(Excerpt from a dataset)
-- start --
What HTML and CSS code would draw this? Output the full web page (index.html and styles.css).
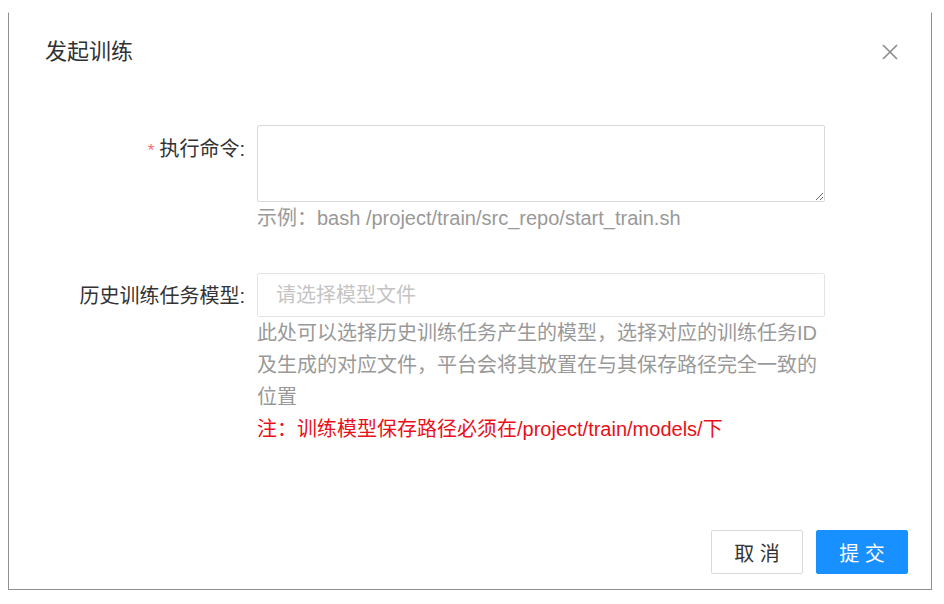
FILE: index.html
```html
<!DOCTYPE html>
<html lang="zh-CN">
<head>
<meta charset="utf-8">
<title>发起训练</title>
<link rel="stylesheet" href="styles.css">
</head>
<body>
<div class="dialog">
  <div class="header">
    <span class="title">发起训练</span>
    <span class="close" aria-label="关闭">
      <svg width="16" height="16" viewBox="0 0 16 16"><path d="M1 1 L15 15 M15 1 L1 15" stroke="#8c8c8c" stroke-width="1.6" fill="none"/></svg>
    </span>
  </div>
  <div class="body">
    <div class="row row-cmd">
      <label class="label label-cmd"><span class="req">*</span>执行命令:</label>
      <div class="field">
        <textarea class="textarea"></textarea>
        <div class="hint">示例：bash /project/train/src_repo/start_train.sh</div>
      </div>
    </div>
    <div class="row">
      <label class="label label-model">历史训练任务模型:</label>
      <div class="field">
        <input class="input" type="text" placeholder="请选择模型文件">
        <div class="desc">此处可以选择历史训练任务产生的模型，选择对应的训练任务ID及生成的对应文件，平台会将其放置在与其保存路径完全一致的位置</div>
        <div class="note">注：训练模型保存路径必须在/project/train/models/下</div>
      </div>
    </div>
  </div>
  <div class="footer">
    <button class="btn btn-cancel">取 消</button>
    <button class="btn btn-primary">提 交</button>
  </div>
</div>
</body>
</html>
```
FILE: styles.css
```css
* { box-sizing: border-box; }
html, body { margin: 0; padding: 0; background: #fff; }
body {
  font-family: "Liberation Sans", "Noto Sans CJK SC", sans-serif;
  color: #333;
  width: 944px;
  height: 604px;
  overflow: hidden;
}
.dialog {
  margin: 12px 0 0 8px;
  width: 924px;
  height: 578px;
  border: 1px solid #8f8f8f;
  border-top-color: transparent;
  display: flex;
  flex-direction: column;
  background: #fff;
}
.header {
  height: 78px;
  display: flex;
  align-items: center;
  justify-content: space-between;
  padding: 0 33px 0 36px;
}
.title {
  font-size: 22px;
  color: #303133;
  line-height: 30px;
}
.close { display: flex; width: 16px; height: 16px; }
.body { padding-top: 34px; }
.row {
  display: flex;
  align-items: flex-start;
  gap: 12px;
}
.row-cmd { margin-bottom: 39px; }
.label {
  width: 236px;
  flex: none;
  text-align: right;
  font-size: 20px;
  color: #333;
}
.label-cmd { line-height: 48px; }
.label-model { line-height: 46px; }
.req { color: #f56c6c; margin-right: 5px; font-size: 17px; }
.field { width: 568px; }
.textarea {
  display: block;
  width: 568px;
  height: 77px;
  border: 1px solid #d9d9d9;
  border-radius: 2px;
  font-family: inherit;
  font-size: 20px;
  padding: 6px 12px;
  margin: 0;
  resize: vertical;
  outline: none;
}
.hint, .desc {
  font-size: 20px;
  line-height: 32px;
  color: #999;
}
.input {
  display: block;
  width: 568px;
  height: 44px;
  border: 1px solid #e4e4e4;
  border-radius: 2px;
  font-family: inherit;
  font-size: 20px;
  padding: 0 18px;
  margin: 0;
  outline: none;
  color: #333;
}
.input::placeholder { color: #c4c4c4; }
.note {
  font-size: 20px;
  line-height: 32px;
  color: #e8101a;
}
.footer {
  margin-top: auto;
  display: flex;
  justify-content: flex-end;
  gap: 13px;
  padding: 0 23px 15px 0;
}
.btn {
  width: 92px;
  height: 44px;
  font-family: inherit;
  font-size: 20px;
  border-radius: 2px;
  cursor: pointer;
  padding: 0;
}
.btn-cancel {
  background: #fff;
  border: 1px solid #d9d9d9;
  color: #333;
}
.btn-primary {
  background: #1890ff;
  border: 1px solid #1890ff;
  color: #fff;
}
```
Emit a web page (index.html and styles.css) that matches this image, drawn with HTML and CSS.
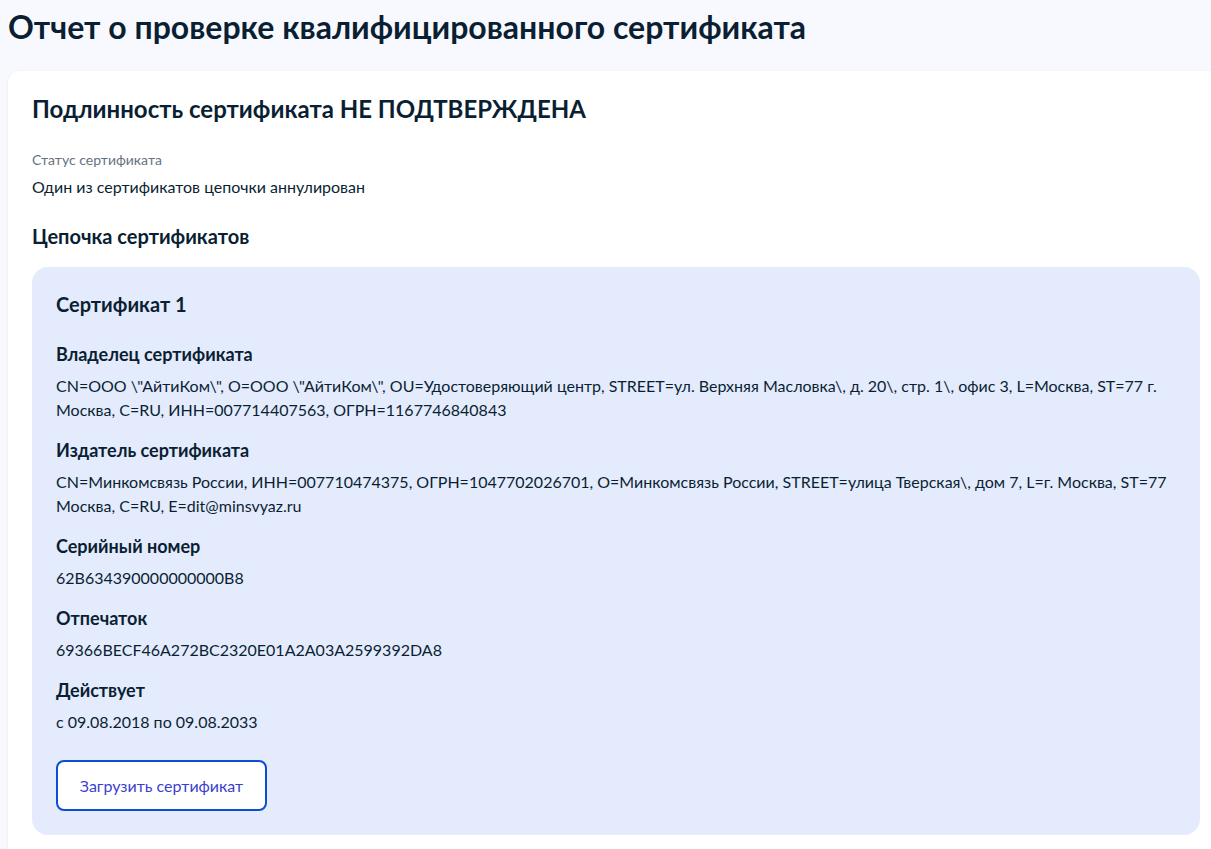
-- end --
(Problem to work on): Exactly how many lines of the material contain the word "page"? Write the number alone.

(Output for this task): 2